Bien que le nombre d’occurrences de mots avec /r/ devant une consonne postérieure soit malheureusement très faible dans le corpus, les graphies indiquent que le /r/ garde toujours son caractère consonantique, même devant les consonnes postérieures (cf. parol (Bej2, Sant6 ; cf. créole haïtien pawòl « mot, remarque »), ruayo (Bej3, Bej4, créole haïtien wa yo « les rois »), rwa (Guan2, créole haïtien wa « roi »), patrube (Bej8, cf. créole haïtien twouve ou touve « trouver »), promene (Guan8, créole haïtien pwomennen ou pomennen « promener, flâner »). Il n’y a que dans le marqueur temporel pral qu’on observe, dans un seul chant, la semi-vocalisation, mais devant la voyelle centrale /a/ (cf. nupuale, Guan8 ; cf. créole haïtien nou prale ou bien nou pwale). Selon Barzen (2022 : 323ss), l’articulation consonantique est attestée aussi chez la communauté créolophone de Samaná, dont les origines historiques les plus éloignées remontent à la même époque que celles de la tumba francesa. En revanche, chez les créolophones issus de la migration haïtienne plus récente en République dominicaine, la semi-vocalisation existe et montre la même distribution qu’en créole haïtien (cf. Jansen, 2013). Cela nous amène à penser que la réalisation consonantique de /r/ devant /o/ et /u/ dans le discours de la tumba francesa renvoie à une étape évolutive plus précoce du créole, plutôt qu’à l’influence directe de l’espagnol, comme le propose Barzen (2022 : 325 ; 337) pour le créole de Samaná.

5.2. La grammaire

5.2.1. L’allomorphie du déterminant postposé

Un autre trait récurrent dans les chants de la tumba francesa est l’absence de l’allomorphie du déterminatif définitif. En créole haïtien actuel, ce déterminant est réalisé sous cinq formes différentes, notamment [la], [lã], [nã], [a] ou [ã], en fonction des caractéristiques phonétiques de la dernière syllabe de l’élément qui précède le déterminant (cf. lèt la « la lettre », ri a « la rue », lalin nan « la lune », nonm lan « l’homme », chen an « le chien » ;7 cf. Valdmann, 2015 : 88 ; Barzen, 2022 : 367-368 ; Hazaël-Massieux, 2008 : 160). Dans les chants analysés ici, ce morphème ne se manifeste que sous la forme [la], phonétiquement la plus proche de son étymon français . Donc, à côté de fambla, nombla (Bej4) et fetla (Guan8), l’on trouve aussi mama la (Bej4), basayo la (Bej9), mamá la (Sant10) et ribiela (Sant9).

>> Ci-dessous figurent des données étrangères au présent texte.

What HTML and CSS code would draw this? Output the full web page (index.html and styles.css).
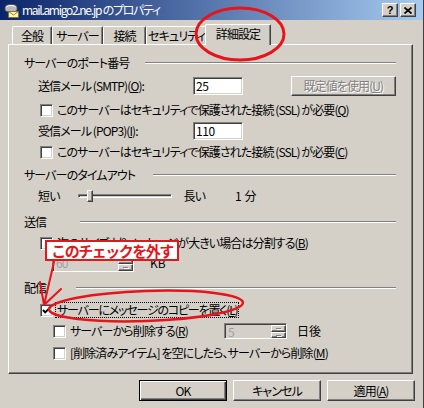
FILE: index.html
```html
<!DOCTYPE html>
<html lang="ja">
<head>
<meta charset="utf-8">
<title>mail.amigo2.ne.jp のプロパティ</title>
<link rel="stylesheet" href="styles.css">
</head>
<body>
<div class="window">
  <div class="titlebar">
    <svg class="title-icon" viewBox="0 0 16 16" aria-hidden="true">
      <path d="M2 5.5 Q2 2.5 8 2.5 Q14 2.5 14 5.5 L14 7.5 Q14 10 8 10 Q2 10 2 7.5 Z" fill="#b8b8b8" stroke="#505050" stroke-width="0.8"/>
      <path d="M3.5 5 Q5 3.5 8 3.5 Q12 3.5 12.5 5" fill="none" stroke="#fff" stroke-width="1"/>
      <rect x="5.5" y="9.5" width="10" height="6" fill="#fff6b0" stroke="#7a6a20" stroke-width="0.8"/>
      <path d="M5.5 9.5 L10.5 13 L15.5 9.5" fill="none" stroke="#7a6a20" stroke-width="0.8"/>
    </svg>
    <span class="title-text">mail.amigo2.ne.jp のプロパティ</span>
    <div class="caption-buttons">
      <span class="cap-btn">?</span>
      <span class="cap-btn">
        <svg class="cap-x" viewBox="0 0 8 7" aria-hidden="true"><path d="M0.5 0.5 L7.5 6.5 M7.5 0.5 L0.5 6.5" stroke="#000" stroke-width="1.7"/></svg>
      </span>
    </div>
  </div>

  <div class="tabs">
    <div class="tab tab--general">全般</div>
    <div class="tab tab--server">サーバー</div>
    <div class="tab tab--connect">接続</div>
    <div class="tab tab--security">セキュリティ</div>
    <div class="tab tab--active">詳細設定</div>
  </div>

  <div class="panel">
    <div class="group-head mt10">
      <span class="group-label gl-ports">サーバーのポート番号</span>
      <span class="group-line"></span>
    </div>

    <div class="row row--20 mt5 ind-label">
      <span class="field-label">送信メール (SMTP)(<u>O</u>):</span>
      <span class="field">25</span>
      <span class="btn btn--disabled btn--default-value">既定値を使用(<u>U</u>)</span>
    </div>

    <div class="row mt5 ind-check">
      <span class="check"></span>
      <span class="check-label">このサーバーはセキュリティで保護された接続 (SSL) が必要(<u>Q</u>)</span>
    </div>

    <div class="row mt3 ind-label">
      <span class="field-label">受信メール (POP3)(<u>I</u>):</span>
      <span class="field">110</span>
    </div>

    <div class="row mt3 ind-check">
      <span class="check"></span>
      <span class="check-label">このサーバーはセキュリティで保護された接続 (SSL) が必要(<u>C</u>)</span>
    </div>

    <div class="group-head mt6">
      <span class="group-label gl-timeout">サーバーのタイムアウト</span>
      <span class="group-line"></span>
    </div>

    <div class="row mt4 ind-label">
      <span class="slider-label">短い</span>
      <span class="slider">
        <span class="slider-track"></span>
        <span class="slider-thumb"></span>
      </span>
      <span class="slider-label slider-label--long">長い</span>
      <span class="timeout-value">1 分</span>
    </div>

    <div class="group-head mt9">
      <span class="group-label gl-send">送信</span>
      <span class="group-line"></span>
    </div>

    <div class="row mt4 ind-check">
      <span class="check"></span>
      <span class="check-label">次のサイズよりメッセージが大きい場合は分割する(<u>B</u>)</span>
    </div>

    <div class="row mt2 ind-spin">
      <span class="spin spin--size">
        <span class="spin-value">60</span>
        <span class="spin-btns"><span class="spin-btn spin-btn--up"></span><span class="spin-btn spin-btn--down"></span></span>
      </span>
      <span class="unit">KB</span>
    </div>

    <div class="group-head mt8">
      <span class="group-label gl-delivery">配信</span>
      <span class="group-line"></span>
    </div>

    <div class="row mt5 ind-check">
      <span class="check">
        <svg class="checkmark" viewBox="0 0 11 11" aria-hidden="true"><path d="M2 5 L4.2 7.4 L9 2.6" fill="none" stroke="#000" stroke-width="2"/></svg>
      </span>
      <span class="check-label check-label--focus">サーバーにメッセージのコピーを置く(<u>L</u>)</span>
    </div>

    <div class="row mt3 ind-sub">
      <span class="check"></span>
      <span class="check-label check-label--delete">サーバーから削除する(<u>R</u>)</span>
      <span class="spin spin--days">
        <span class="spin-value">5</span>
        <span class="spin-btns"><span class="spin-btn spin-btn--up"></span><span class="spin-btn spin-btn--down"></span></span>
      </span>
      <span class="unit unit--days">日後</span>
    </div>

    <div class="row mt4 ind-sub">
      <span class="check"></span>
      <span class="check-label">[削除済みアイテム] を空にしたら、サーバーから削除(<u>M</u>)</span>
    </div>
  </div>

  <div class="footer">
    <span class="btn btn--default">OK</span>
    <span class="btn">キャンセル</span>
    <span class="btn">適用(<u>A</u>)</span>
  </div>

  <svg class="annotations" viewBox="0 0 424 408" aria-hidden="true">
    <ellipse cx="240" cy="34" rx="44" ry="26" fill="none" stroke="#e8141c" stroke-width="3"/>
    <ellipse cx="146" cy="306" rx="97" ry="15" transform="rotate(-2 146 306)" fill="none" stroke="#e8141c" stroke-width="2.5"/>
    <path d="M54 262 L44 305 M40 282 L44 305 M61 289 L44 305" fill="none" stroke="#e8141c" stroke-width="2" stroke-linecap="round"/>
  </svg>
  <div class="callout">このチェックを外す</div>
</div>
</body>
</html>
```

FILE: styles.css
```css
* { box-sizing: border-box; }
html, body { margin: 0; padding: 0; }
body {
  background: #d4d0c8;
  font-family: "Noto Sans CJK JP", "Noto Sans", sans-serif;
  font-size: 12px;
  line-height: 16px;
  color: #000;
  font-feature-settings: "palt" 1;
  letter-spacing: -0.9px;
}
u { text-decoration: underline; text-underline-offset: 1px; }

.window {
  position: relative;
  width: 424px;
  height: 408px;
  overflow: hidden;
  background: #d4d0c8;
  border-right: 1px solid #404040;
}

/* title bar */
.titlebar {
  height: 20px;
  display: flex;
  align-items: center;
  padding: 0 7px 0 3px;
  background: linear-gradient(to right, #0a246a, #a6caf0);
  color: #fff;
}
.title-icon { width: 16px; height: 16px; flex: none; }
.title-text { margin-left: 3px; flex: 1; white-space: nowrap; letter-spacing: -1.3px; }
.caption-buttons { display: flex; gap: 2px; }
.cap-btn {
  width: 16px;
  height: 14px;
  display: flex;
  align-items: center;
  justify-content: center;
  background: #d4d0c8;
  border: 1px solid;
  border-color: #fff #404040 #404040 #fff;
  box-shadow: inset -1px -1px #808080;
  color: #000;
  font-family: "Liberation Sans", sans-serif;
  font-weight: bold;
  font-size: 11px;
  line-height: 12px;
  letter-spacing: 0;
}
.cap-x { width: 8px; height: 7px; display: block; }

/* tabs */
.tabs {
  display: flex;
  align-items: flex-end;
  height: 24px;
  padding-left: 12px;
}
.tab {
  height: 18px;
  display: flex;
  align-items: center;
  justify-content: center;
  white-space: nowrap;
  border: 1px solid;
  border-bottom: none;
  border-color: #fff #404040 transparent #fff;
  box-shadow: inset -1px 0 #808080;
  border-radius: 2px 2px 0 0;
  background: #d4d0c8;
}
.tab--general { width: 40px; }
.tab--server { width: 51px; }
.tab--connect { width: 43px; }
.tab--security { width: 61px; }
.tab--active {
  width: 66px;
  height: 21px;
  margin: 0 -2px -1px;
  position: relative;
  z-index: 1;
  padding-bottom: 2px;
}

/* panel */
.panel {
  margin: 0 10px 0 8px;
  height: 330px;
  border: 1px solid;
  border-color: #fff #404040 #404040 #fff;
  box-shadow: inset -1px -1px #808080;
  padding: 0 16px 0 15px;
  display: flex;
  flex-direction: column;
}

.mt2 { margin-top: 2px; }
.mt3 { margin-top: 3px; }
.mt4 { margin-top: 4px; }
.mt5 { margin-top: 5px; }
.mt6 { margin-top: 6px; }
.mt8 { margin-top: 8px; }
.mt9 { margin-top: 9px; }
.mt10 { margin-top: 10px; }

.group-head { display: flex; align-items: center; height: 16px; }
.group-label { white-space: nowrap; flex: none; }
.gl-ports { width: 121px; }
.gl-timeout { width: 129px; }
.gl-send { width: 56px; }
.gl-delivery { width: 52px; }
.group-line {
  flex: 1;
  height: 2px;
  border-top: 1px solid #808080;
  border-bottom: 1px solid #fff;
}

.row { display: flex; align-items: center; height: 18px; white-space: nowrap; }
.row--20 { height: 20px; }
.ind-label { padding-left: 14px; }
.ind-check { padding-left: 16px; }
.ind-spin { padding-left: 28px; }
.ind-sub { padding-left: 29px; }

.field-label { width: 155px; flex: none; }
.field {
  width: 50px;
  height: 18px;
  padding-left: 2px;
  background: #fff;
  border: 1px solid;
  border-color: #808080 #fff #fff #808080;
  box-shadow: inset 1px 1px #404040, inset -1px -1px #d4d0c8;
  line-height: 16px;
  letter-spacing: -0.4px;
}

.btn {
  width: 88px;
  height: 21px;
  display: flex;
  align-items: center;
  justify-content: center;
  background: #d4d0c8;
  border: 1px solid;
  border-color: #fff #404040 #404040 #fff;
  box-shadow: inset -1px -1px #808080;
  white-space: nowrap;
}
.btn--default {
  border-color: #000;
  box-shadow: inset 1px 1px #fff, inset -1px -1px #404040, inset -2px -2px #808080;
}
.btn--disabled { color: #808080; text-shadow: 1px 1px #fff; }
.btn--default-value { width: 106px; height: 20px; margin-left: 48px; }

.check {
  width: 13px;
  height: 13px;
  flex: none;
  background: #fff;
  border: 1px solid;
  border-color: #808080 #fff #fff #808080;
  box-shadow: inset 1px 1px #404040, inset -1px -1px #d4d0c8;
  padding: 0;
}
.checkmark { width: 11px; height: 11px; display: block; }
.check-label { margin-left: 4px; }
.check-label--focus {
  margin-left: 2px;
  padding: 0 1px;
  border: 1px dotted #000;
  line-height: 14px;
  letter-spacing: -1.2px;
}
.check-label--delete { width: 154px; flex: none; }

/* slider */
.slider-label { flex: none; }
.slider {
  position: relative;
  width: 94px;
  height: 14px;
  margin: 0 12px 0 18px;
  display: flex;
  align-items: center;
}
.slider-track {
  width: 100%;
  height: 4px;
  border: 1px solid;
  border-color: #808080 #fff #fff #808080;
  box-shadow: inset 1px 1px #404040;
}
.slider-thumb {
  position: absolute;
  left: 9px;
  top: 1px;
  width: 6px;
  height: 12px;
  background: #d4d0c8;
  border: 1px solid;
  border-color: #fff #404040 #404040 #fff;
  box-shadow: inset -1px -1px #808080;
}
.timeout-value { margin-left: 30px; letter-spacing: 0; }

/* spinner */
.spin {
  display: flex;
  height: 18px;
  background: #d4d0c8;
  border: 1px solid;
  border-color: #808080 #fff #fff #808080;
  box-shadow: inset 1px 1px #404040;
  padding: 1px 0 0 1px;
}
.spin--size { width: 82px; }
.spin--days { width: 63px; height: 16px; }
.spin-value { flex: 1; color: #a0a0a0; padding-left: 2px; line-height: 14px; }
.spin-btns { width: 15px; display: flex; flex-direction: column; }
.spin-btn {
  flex: 1;
  position: relative;
  background: #d4d0c8;
  border: 1px solid;
  border-color: #fff #404040 #404040 #fff;
  box-shadow: inset -1px -1px #808080;
}
.spin-btn::after {
  content: "";
  position: absolute;
  left: 4px;
  top: 2px;
  width: 5px;
  height: 1px;
  background: #808080;
  box-shadow: 1px 1px #fff;
}
.unit { margin-left: 16px; letter-spacing: 0; }
.unit--days { margin-left: 10px; }

/* footer */
.footer {
  display: flex;
  justify-content: flex-end;
  gap: 6px;
  margin-top: 6px;
  padding-right: 8px;
}

/* annotations */
.annotations {
  position: absolute;
  left: 0;
  top: 0;
  width: 424px;
  height: 408px;
  z-index: 5;
  pointer-events: none;
}
.callout {
  position: absolute;
  left: 45px;
  top: 240px;
  width: 134px;
  height: 21px;
  z-index: 6;
  background: #fff;
  border: 2px solid #e8141c;
  color: #e8141c;
  font-size: 15px;
  font-weight: bold;
  line-height: 17px;
  letter-spacing: -1.5px;
  text-align: center;
  font-feature-settings: normal;
  white-space: nowrap;
}
```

L’emploi général de la forme la peut être observé aussi chez les créolophones de Samaná (Barzen, 2022 : 369ss), ainsi qu’à la Louisiane (Neumann-Holzschuh, 1985 : 109). Cela n’est pas étonnant dans la mesure où l’allomorphie du déterminant postposé semble être un phénomène assez récent en créole haïtien. Ainsi, Hazaël-Massieux (2008 : 378 ; cf. Barzen 2022 : 371) signale qu’

« aucune variation de ce type n’est vraiment notée avant au moins le début voire le milieu du xxe siècle : ni G. Sylvain ni O. Durand ne laissent percevoir de telles variantes en Haïti – bien que la révolution haïtienne et l’isolément consécutif de la nation eût pu faire penser à une évolution plus rapide du créole sur ce point : chez ces auteurs la seule forme de déterminant défini est “– la” ».

En général, le nombre de déterminants postposés est assez limité dans notre corpus, par rapport à la norme du créole haïtien actuel. Cela trouve peut-être aussi son explication dans l’histoire du créole : selon Hazaël-Massieux (2008 : 407), l’emploi du déterminant la a considérablement augmenté entre la fin du xviiie et la fin du xixe siècle, et cette évolution a été accompagnée d’un affaiblissement de la valeur déictique que le morphème a hérité de son étymon français. Il est envisageable que les communautés créolophones à Cuba n’aient pas pleinement participé à cette évolution.

Un chant ancien que Bacardí Moreau (1925 : 65) reproduit dans un passage de son roman Via Crucis (généralement considéré comme la première description de la tumba francesa) semble confirmer cette hypothèse :

Blan lá yó quí sotí en Frans, ¡oh, jelé! / Yó prán madam yó serví sorellé / Pú yó caresé negués ...!
Les Blancs venus de France / oh ! criez ! / Ils se servent de leurs femmes comme oreillers / pour caresser les négresses.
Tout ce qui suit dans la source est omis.